Multiply any hour value by 60 to get minutes, since each hour contains 60 minutes by definition.
Time math shows up everywhere: homework, paychecks, fitness logs, travel plans, and cooking timers. If you’ve ever stared at “1.75 hours” and wondered what that means in minutes, you’re not alone. The good news is that hours-to-minutes conversion is one of the cleanest unit swaps you’ll ever do.
This article gives you the one rule, then builds the habits that make it feel automatic. You’ll learn how to handle decimals, mixed time like “2 hours 15 minutes,” and quick checks that catch slipups before they cost you points or money.

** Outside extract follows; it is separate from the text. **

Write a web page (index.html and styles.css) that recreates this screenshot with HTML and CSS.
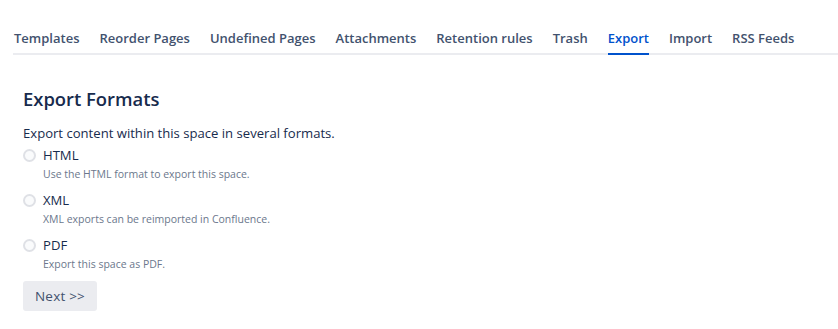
FILE: index.html
```html
<!DOCTYPE html>
<html lang="en">
<head>
<meta charset="utf-8">
<title>Export</title>
<link rel="stylesheet" href="styles.css">
</head>
<body>
<div class="page">
  <nav class="tabs">
    <a class="tab">Templates</a>
    <a class="tab">Reorder Pages</a>
    <a class="tab">Undefined Pages</a>
    <a class="tab">Attachments</a>
    <a class="tab">Retention rules</a>
    <a class="tab">Trash</a>
    <a class="tab active">Export</a>
    <a class="tab">Import</a>
    <a class="tab">RSS Feeds</a>
  </nav>
  <main class="content">
    <h2 class="title">Export Formats</h2>
    <p class="intro">Export content within this space in several formats.</p>
    <div class="options">
      <div class="option">
        <label class="option-label"><span class="radio"></span>HTML</label>
        <div class="desc">Use the HTML format to export this space.</div>
      </div>
      <div class="option">
        <label class="option-label"><span class="radio"></span>XML</label>
        <div class="desc">XML exports can be reimported in Confluence.</div>
      </div>
      <div class="option">
        <label class="option-label"><span class="radio"></span>PDF</label>
        <div class="desc">Export this space as PDF.</div>
      </div>
    </div>
    <button class="btn">Next &gt;&gt;</button>
  </main>
</div>
</body>
</html>
```

FILE: styles.css
```css
html, body {
  margin: 0;
  padding: 0;
  background: #ffffff;
}
body {
  font-family: "Open Sans", "Noto Sans", sans-serif;
  color: #172B4D;
  font-size: 13.1px;
}
.page {
  padding: 28px 0 0 13px;
}
.tabs {
  display: flex;
  gap: 20px;
  border-bottom: 2px solid #EBECF0;
  padding-left: 1px;
}
.tab {
  display: block;
  flex: none;
  white-space: nowrap;
  font-size: 13px;
  font-weight: 600;
  line-height: 20px;
  color: #42526E;
  padding-bottom: 5px;
  border-bottom: 2px solid transparent;
  margin-bottom: -2px;
}
.tab.active {
  color: #0052CC;
  border-bottom-color: #0052CC;
}
.content {
  padding-left: 10px;
}
.title {
  margin: 0;
  padding-top: 32px;
  font-size: 18.4px;
  font-weight: 600;
  line-height: 24px;
  color: #172B4D;
}
.intro {
  margin: 12px 0 0;
  line-height: 20px;
}
.options {
  margin-top: 2px;
}
.option {
  margin-bottom: 7px;
}
.option-label {
  display: flex;
  align-items: center;
  gap: 7px;
  line-height: 20px;
  font-size: 13.1px;
  color: #172B4D;
}
.radio {
  box-sizing: border-box;
  width: 13px;
  height: 13px;
  border-radius: 50%;
  border: 2px solid #DFE1E6;
  background: #FAFBFC;
  flex: none;
}
.desc {
  padding-left: 20px;
  font-size: 10.5px;
  line-height: 18px;
  color: #6B778C;
}
.btn {
  display: block;
  margin-top: 8px;
  font-family: inherit;
  font-size: 13.5px;
  color: #42526E;
  background: #EBECF0;
  border: none;
  border-radius: 3px;
  height: 30px;
  padding: 0 12px;
  line-height: 30px;
  letter-spacing: 0.2px;
}
```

What An Hour Means In Minutes
An hour is a fixed block of time made of 60 minutes. That relationship doesn’t change across clocks, calendars, time zones, or stopwatch apps. So the conversion is a straight multiplication problem.
If you want a standards-based source for the unit relationship, NIST lists minute and hour as accepted units used with SI and shows the exact equality in its unit tables. You can see the 60-minute definition in NIST’s “The International System of Units (SI)”.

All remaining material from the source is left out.